Parlant des Alpes suisses qu’il a visitées, mais où il ne s’est pas arrêté, il ajoute : « ... Mon goût et ma région naturelle, c’est la mi-côte, le riant et l’agreste pays de Vaud.... Je ne suis pas un Mont-Blanc ; il n’y a pas lieu à se croire avec moi sur une hauteur ni même sur une colline... Votre ami est encore moins digne de vous cette année qu’il y a un an ou deux ; c’est une raison pour vous de mieux encore marquer votre amitié par votre indulgence [2]. »

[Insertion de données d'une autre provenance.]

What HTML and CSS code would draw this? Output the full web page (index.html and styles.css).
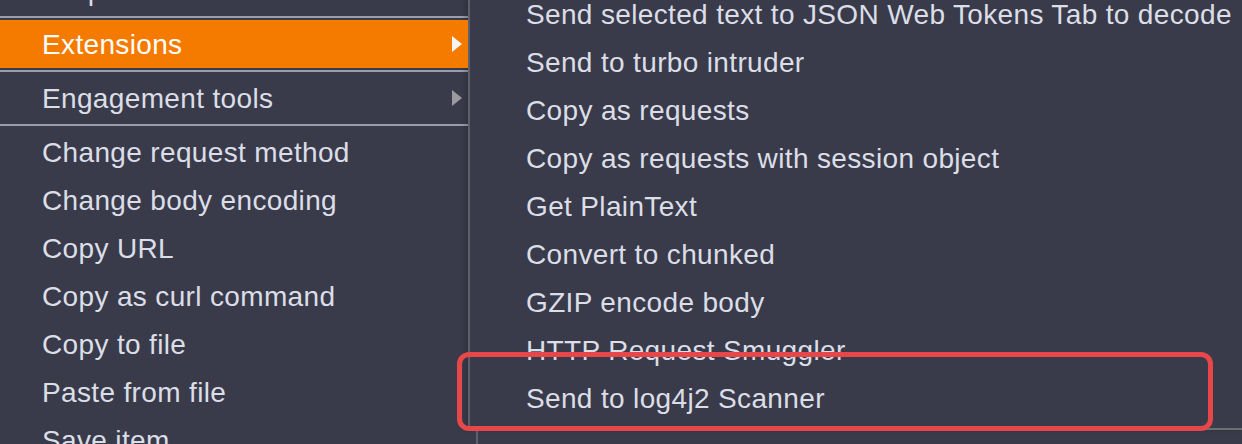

Chaque lettre amène de nouveaux épanchements. Quand une longue intimité épistolaire l’aura encore rapproché de son amie, Sainte-Beuve fera des aveux singulièrement éloquents et douloureux dans leur sincérité. Il regrette de ne pouvoir venir en aide à sa correspondante qui traverse une époque difficile :

« C’est en ces moments qu’on sent avec d’amers regrets l’inconvénient d’être soi-même dans une fortune étroite et aussi d’avoir une âme trop molle, et au fond de laquelle (tout au fond) on a dès longtemps tué la vertu. Il en résulte qu’on se méfie à bon droit de soi-même, qu’on n’ose y compter, et que dès lors on n’ose dire à personne de s’y appuyer autrement qu’en passant. Je touche là à mes plaies secrètes et ne les indique qu’à peine. J’appelle vertu ce quelque chose que vous exprimez quand vous parlez dj cette énergie de résolution, de cette constance à remplir un devoir, du bonheur sérieux qui en est le prix, et de cette jouissance un peu âpre, mais si réelle, qui récompense tout bon labeur difficile [3]. »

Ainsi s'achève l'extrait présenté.